======== SOURCE EXCERPT

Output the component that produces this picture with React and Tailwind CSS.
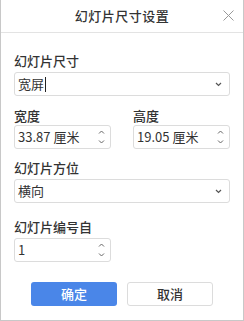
import React from "react";

const font = { fontFamily: '"Noto Sans CJK SC", "Noto Sans", sans-serif' };

function Chevron() {
  return (
    <svg width="7" height="5" viewBox="0 0 7 5" className="shrink-0">
      <path d="M1 1 L3.5 3.5 L6 1" fill="none" stroke="#555" strokeWidth="1.2" />
    </svg>
  );
}

function Spinner() {
  return (
    <div className="flex flex-col items-center gap-[6px] shrink-0">
      <svg width="7" height="4" viewBox="0 0 7 4">
        <path d="M1 3.5 L3.5 1 L6 3.5" fill="none" stroke="#666" strokeWidth="1" />
      </svg>
      <svg width="7" height="4" viewBox="0 0 7 4">
        <path d="M1 0.5 L3.5 3 L6 0.5" fill="none" stroke="#666" strokeWidth="1" />
      </svg>
    </div>
  );
}

function Label({ children, className = "" }) {
  return (
    <div className={"text-[13px] leading-[17px] font-medium text-[#333] " + className}>{children}</div>
  );
}

function Select({ value, cursor }) {
  return (
    <div className="h-[24px] rounded-[3px] border border-[#dcdcdc] flex items-center pl-[3px] pr-[7px] justify-between">
      <div className="flex items-center text-[13px] text-[#333]">
        <span>{value}</span>
        {cursor && <span className="w-px h-[15px] bg-[#222] ml-[1px]" />}
      </div>
      <Chevron />
    </div>
  );
}

function NumberInput({ value }) {
  return (
    <div className="h-[24px] w-[97px] rounded-[3px] border border-[#dcdcdc] flex items-center pl-[3px] pr-[5px] justify-between">
      <span className="text-[13px] text-[#333]">{value}</span>
      <Spinner />
    </div>
  );
}

export default function App() {
  return (
    <div style={font} className="w-[244px] h-[321px] bg-white border-x border-b border-[#c8c8c8] flex flex-col">
      <div className="h-[33px] border-b border-[#e3e3e3] flex items-center justify-center relative shrink-0">
        <span className="text-[13px] font-medium text-[#333] tracking-[0.5px]">幻灯片尺寸设置</span>
        <svg className="absolute right-[9px] top-[10px]" width="11" height="11" viewBox="0 0 11 11">
          <path d="M0.5 0.5 L10.5 10.5 M10.5 0.5 L0.5 10.5" stroke="#999" strokeWidth="1" />
        </svg>
      </div>
      <div className="px-[13px] pt-[19px] flex flex-col">
        <Label>幻灯片尺寸</Label>
        <div className="mt-[3px]">
          <Select value="宽屏" cursor />
        </div>
        <div className="mt-[11px] flex gap-[22px]">
          <div className="flex flex-col">
            <Label>宽度</Label>
            <div className="mt-[1px]">
              <NumberInput value="33.87 厘米" />
            </div>
          </div>
          <div className="flex flex-col">
            <Label>高度</Label>
            <div className="mt-[1px]">
              <NumberInput value="19.05 厘米" />
            </div>
          </div>
        </div>
        <Label className="mt-[10px]">幻灯片方位</Label>
        <div className="mt-[3px]">
          <Select value="横向" />
        </div>
        <Label className="mt-[15px]">幻灯片编号自</Label>
        <div className="mt-[3px]">
          <NumberInput value="1" />
        </div>
        <div className="mt-[20px] flex justify-center gap-[10px]">
          <button className="w-[86px] h-[24px] rounded-[3px] bg-[#4a86e8] text-white text-[13px] font-medium">确定</button>
          <button className="w-[86px] h-[24px] rounded-[3px] border border-[#dcdcdc] bg-white text-[#333] text-[13px] font-medium">取消</button>
        </div>
      </div>
    </div>
  );
}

================

● EXERCISE OBJECTIVE
How many lines of the listing above include the word "React"? State the number and nothing else.

● TASK SOLUTION
2